Four books about Rwanda to add on your to read list
Sunday, June 19, 2022

Books are one of the best resources to learn about a specific country. If you are a book lover attending CHOGM and want to explore more about Rwanda, here are some of the books written in English that you can look for whether online or in local bookshops as well as libraries.

Transforming Rwanda: Challenges on the Road to Reconstruction - Jean-Paul Kimonyo

Since the end of 1994 Genocide against the Tutsi, Rwanda has embarked on an ambitious, and often controversial, process of reconstruction. In this book, the author comprehensively analyses that process in the political, military, socioeconomic, and cultural arenas. He combines the objectivity of a scholar with the front-row perspective of a participant to provide an unparalleled analysis of the ups and downs of Rwanda's transformation. Drawing extensively on primary sources and grounding his study in historical context, he traces and analyzes the states of reconstruction as they have continued to unfold since the election of H.E Paul Kagame to the presidency.

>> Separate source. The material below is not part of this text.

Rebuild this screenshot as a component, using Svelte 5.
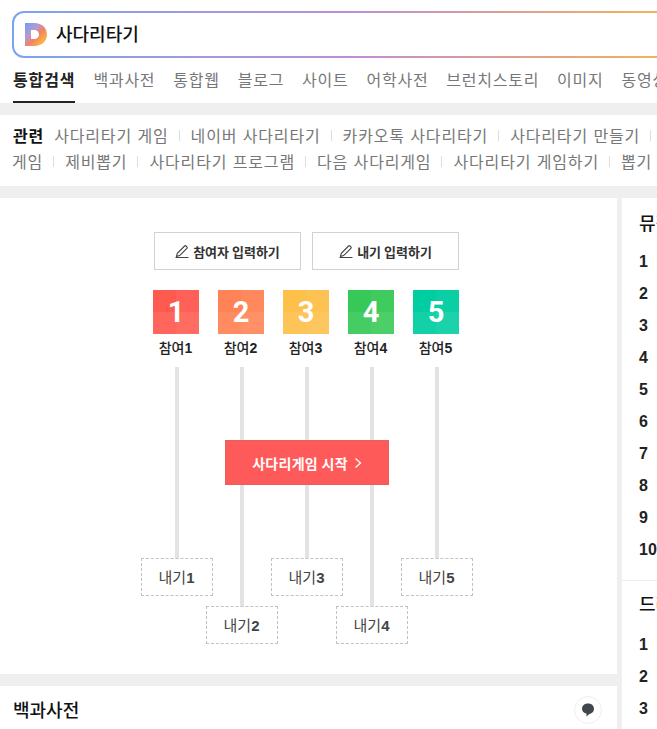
<script>
	const tabs = ['백과사전', '통합웹', '블로그', '사이트', '어학사전', '브런치스토리', '이미지', '동영상'];
	const row1 = ['사다리타기 게임', '네이버 사다리타기', '카카오톡 사다리타기', '사다리타기 만들기'];
	const row2 = ['게임', '제비뽑기', '사다리타기 프로그램', '다음 사다리게임', '사다리타기 게임하기', '뽑기'];
	const players = [
		{ n: 1, color: '#ff5a50' },
		{ n: 2, color: '#ff8355' },
		{ n: 3, color: '#fdc04a' },
		{ n: 4, color: '#37c957' },
		{ n: 5, color: '#00cda0' }
	];
	const ranks = [1, 2, 3, 4, 5, 6, 7, 8, 9, 10];
</script>

<div class="page">
	<header>
		<div class="search">
			<div class="search-inner">
				<svg class="logo" width="22" height="23" viewBox="0 0 22 23">
					<defs>
						<linearGradient id="dlogo" x1="0" y1="0" x2="1" y2="1">
							<stop offset="0" stop-color="#6a9ff5" />
							<stop offset="0.35" stop-color="#b49bd0" />
							<stop offset="0.55" stop-color="#f3806a" />
							<stop offset="0.75" stop-color="#f6a94a" />
							<stop offset="1" stop-color="#f9d63c" />
						</linearGradient>
					</defs>
					<path fill="url(#dlogo)" fill-rule="evenodd" d="M0 0h9.500C17 0 22 5 22 11.500S17 23 9.500 23H0zM6 7v9h3c3 0 5-2 5-4.500S12 7 9 7z" />
				</svg>
				<span class="query">사다리타기</span>
			</div>
		</div>
		<nav class="tabs">
			<span class="tab active">통합검색</span>
			{#each tabs as t}
				<span class="tab">{t}</span>
			{/each}
		</nav>
	</header>

	<section class="related">
		<div class="rel-row">
			<strong>관련</strong>
			{#each row1 as r, i}
				{#if i}<i></i>{/if}<span>{r}</span>
			{/each}
			<i></i>
		</div>
		<div class="rel-row">
			{#each row2 as r, i}
				{#if i}<i></i>{/if}<span>{r}</span>
			{/each}
			<i></i>
		</div>
	</section>

	<div class="columns">
		<main>
			<section class="ladder">
				<div class="inputs">
					<button class="input-btn">
						<svg width="14" height="14" viewBox="0 0 14 14" fill="none" stroke="#444" stroke-width="1.1"><path d="M1.500 12.500 2.300 9.300 9.600 2a1 1 0 0 1 1.400 0l.9.9a1 1 0 0 1 0 1.400l-7.300 7.300zM.5 13.500h13" /></svg>
						참여자 입력하기
					</button>
					<button class="input-btn">
						<svg width="14" height="14" viewBox="0 0 14 14" fill="none" stroke="#444" stroke-width="1.1"><path d="M1.500 12.500 2.300 9.300 9.600 2a1 1 0 0 1 1.400 0l.9.9a1 1 0 0 1 0 1.400l-7.300 7.300zM.5 13.500h13" /></svg>
						내기 입력하기
					</button>
				</div>
				<div class="board">
					{#each players as p}
						<div class="col" class:low={p.n % 2 === 0}>
							<div class="tile" style="--c: {p.color}">{p.n}</div>
							<div class="who">참여<b>{p.n}</b></div>
							<div class="line"></div>
							<div class="bet">내기<b>{p.n}</b></div>
						</div>
					{/each}
					<button class="start">사다리게임 시작 <svg width="8" height="12" viewBox="0 0 8 12" fill="none" stroke="#fff" stroke-width="1.300"><path d="m1.500 1.500 5 4.500-5 4.500" /></svg></button>
				</div>
			</section>
			<section class="dict">
				<h2>백과사전</h2>
				<span class="talk">
					<svg width="16" height="16" viewBox="0 0 16 16"><path fill="#42474d" d="M8 1.500c3.500 0 6 2.200 6 5.300 0 2.700-1.900 4.700-4.500 5.100L6.300 14.500l.3-2.700C3.900 11.300 2 9.400 2 6.800c0-3.100 2.500-5.300 6-5.300z" /></svg>
				</span>
			</section>
		</main>
		<aside>
			<section class="side first">
				<h3>뮤직 차트</h3>
				<ol>
					{#each ranks as r}<li>{r}</li>{/each}
				</ol>
			</section>
			<section class="side second">
				<h3>드라마 순위</h3>
				<ol>
					{#each ranks.slice(0, 3) as r}<li>{r}</li>{/each}
				</ol>
			</section>
		</aside>
	</div>
</div>

<style>
	:global(body) {
		margin: 0;
		background: #fff;
	}

	.page {
		width: 657px;
		height: 729px;
		overflow: hidden;
		font-family: 'Noto Sans CJK KR', 'Liberation Sans', sans-serif;
		color: #222;
		background: #efefef;
	}

	header {
		background: #fff;
		height: 103px;
		padding-top: 11px;
		box-sizing: border-box;
		overflow: hidden;
	}

	.search {
		margin-left: 12px;
		width: 700px;
		height: 47px;
		padding: 2px;
		box-sizing: border-box;
		border-radius: 12px;
		background: linear-gradient(90deg, #7ba4ee 0%, #c08fd0 50%, #f0b060 90%, #f3b35c 100%);
	}

	.search-inner {
		height: 100%;
		background: #fff;
		border-radius: 10px;
		display: flex;
		align-items: center;
		padding-left: 11px;
		gap: 9px;
	}

	.query {
		font-size: 18px;
		font-weight: 500;
		color: #111;
		margin-bottom: 3px;
	}

	.tabs {
		display: flex;
		gap: 18px;
		margin: 0 0 0 13px;
		white-space: nowrap;
		height: 45px;
	}

	.tab {
		font-size: 16px;
		letter-spacing: 0.74px;
		color: #777;
		line-height: 42px;
		box-sizing: border-box;
		height: 45px;
	}

	.tab.active {
		color: #222;
		font-weight: 700;
		letter-spacing: 0.9px;
		border-bottom: 2px solid #222;
	}

	.related {
		margin-top: 12px;
		background: #fff;
		height: 71px;
		padding: 7px 0 0 12px;
		box-sizing: border-box;
		overflow: hidden;
	}

	.rel-row {
		display: flex;
		align-items: center;
		white-space: nowrap;
		height: 26px;
		font-size: 16px;
		letter-spacing: 0.85px;
		word-spacing: 1px;
		color: #777;
	}

	.rel-row strong {
		color: #111;
		font-weight: 700;
		margin-left: 1px;
		margin-right: 10px;
	}

	.rel-row i {
		width: 1px;
		height: 11px;
		background: #ddd;
		margin: 0 11px 0 10px;
		flex: none;
	}

	.columns {
		margin-top: 12px;
		display: flex;
		gap: 5px;
	}

	main {
		width: 617px;
		flex: none;
	}

	.ladder {
		background: #fff;
		height: 476px;
		box-sizing: border-box;
		padding: 34px 4px 0 0;
	}

	.inputs {
		display: flex;
		justify-content: center;
		gap: 11px;
	}

	.input-btn {
		width: 147px;
		height: 38px;
		background: #fff;
		border: 1px solid #d2d2d2;
		font: inherit;
		font-size: 13px;
		font-weight: 700;
		color: #333;
		display: flex;
		align-items: center;
		justify-content: center;
		gap: 4px;
		padding: 0;
	}

	.board {
		position: relative;
		display: flex;
		justify-content: center;
		margin-top: 20px;
		height: 354px;
	}

	.col {
		width: 65px;
		display: flex;
		flex-direction: column;
		align-items: center;
	}

	.tile {
		width: 46px;
		height: 44px;
		flex: none;
		margin-right: 1px;
		background:
			linear-gradient(90deg, transparent 50%, rgba(255, 255, 255, 0.04) 50%),
			linear-gradient(180deg, transparent 50%, rgba(255, 255, 255, 0.07) 50%),
			var(--c);
		color: #fff;
		font-family: 'Roboto', sans-serif;
		font-weight: 700;
		font-size: 29px;
		line-height: 44px;
		text-align: center;
	}

	.who {
		font-size: 14px;
		font-weight: 500;
		color: #222;
		height: 33px;
		line-height: 27px;
		flex: none;
		margin-right: 2px;
	}

	.who b,
	.bet b {
		font-family: 'Liberation Sans', sans-serif;
		font-weight: 700;
	}

	.line {
		width: 4px;
		flex: 1;
		background: #e3e3e3;
	}

	.bet {
		width: 72px;
		height: 38px;
		flex: none;
		box-sizing: border-box;
		border: 1px dashed #c2c2c2;
		font-size: 15px;
		color: #444;
		text-align: center;
		line-height: 35px;
		margin-bottom: 48px;
		background: #fff;
	}

	.col.low .bet {
		margin-bottom: 0;
	}

	.start {
		position: absolute;
		left: 225px;
		top: 150px;
		width: 164px;
		height: 45px;
		background: #ff5a5a;
		border: 1px solid #e85e5e;
		color: #fff;
		font: inherit;
		font-size: 14px;
		font-weight: 700;
		letter-spacing: 0.3px;
		display: flex;
		align-items: center;
		justify-content: center;
		gap: 6px;
		padding: 0;
	}

	.dict {
		margin-top: 12px;
		background: #fff;
		height: 60px;
		display: flex;
		justify-content: space-between;
		padding: 10px 15px 0 13px;
		box-sizing: border-box;
	}

	.dict h2 {
		margin: 0;
		font-size: 18px;
		font-weight: 500;
		color: #111;
		line-height: 27px;
	}

	.talk {
		width: 26px;
		height: 26px;
		border: 1px solid #eee;
		border-radius: 50%;
		display: flex;
		align-items: center;
		justify-content: center;
	}

	aside {
		width: 200px;
		flex: none;
		background: #fff;
		height: 540px;
	}

	.side {
		padding: 13px 0 0 17px;
	}

	.side.first {
		height: 383px;
		box-sizing: border-box;
		border-bottom: 1px solid #eee;
	}

	.side.second {
		padding-top: 11px;
	}

	.side h3 {
		margin: 0 0 13px;
		font-size: 18px;
		font-weight: 500;
		color: #111;
		line-height: 22px;
		white-space: nowrap;
	}

	.side.second h3 {
		margin-bottom: 15px;
	}

	ol {
		list-style: none;
		margin: 0;
		padding: 0;
	}

	li {
		height: 32px;
		line-height: 32px;
		font-family: 'Liberation Sans', sans-serif;
		font-weight: 700;
		font-size: 16px;
		color: #222;
	}
</style>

From Red Earth: A Rwandan Story of Healing and Forgiveness – Denise Uwimana

In the space of a hundred days, a million Tutsi in Rwanda were slaughtered by their Hutu neighbours. At the height of the Genocide, as men with bloody machetes ransacked her home, Uwimana gave birth to her third son. With the unlikely help of Hutu Good Samaritans, she and her children survived. Her husband and other family members were not as lucky.

If this were only a memoir of those chilling days and the long, hard road to personal healing and freedom from her past, it would be remarkable enough. But Uwimana didn’t stop there. Leaving a secure job in business, she devoted the rest of her life to restoring her country by empowering other Genocide widows to band together, tell their stories, find healing, and rebuild their lives. The stories she has uncovered through her work and recounted here illustrate the complex and unfinished work of truth-telling, recovery, and reconciliation that may be Rwanda’s lasting legacy. Rising above their nation’s past, Rwanda’s Genocide survivors are teaching the world the secret to healing the wound of war and ethnic conflict.

The Official Mistake – Honoré Busoro

 This book responds to questions on Rwanda's ethnic history from a youth perspective that clears any confusion on the subject. Having been born and raised after the Genocide, the author had countless questions that he lacked adequate responses to, however, through interacting with a number of Rwandan youth; he noticed that they too had similar questions. This propelled him to carry out research and address these questions in the book.

Rwanda: Rebuilding of a Nation

Edited by Alfred and Joseph Rwagatare, the book takes the reader through a sweeping panorama of Rwanda's history, from its recent past as a near-failed state to its present as a beacon of hope and successful innovations. Rwanda's rise from the ashes detailed in this book is the culmination of a visionary and laborious process of rebuilding a nation from the brink of collapse. It is also a story of reconciling people that had been taught to see each other as enemies.

The book shows that Rwanda's achievements have been possible because the Rwanda Patriotic Front (RPF)'s development agenda is built on power-sharing, consensus-building, gender equality and the primacy of security.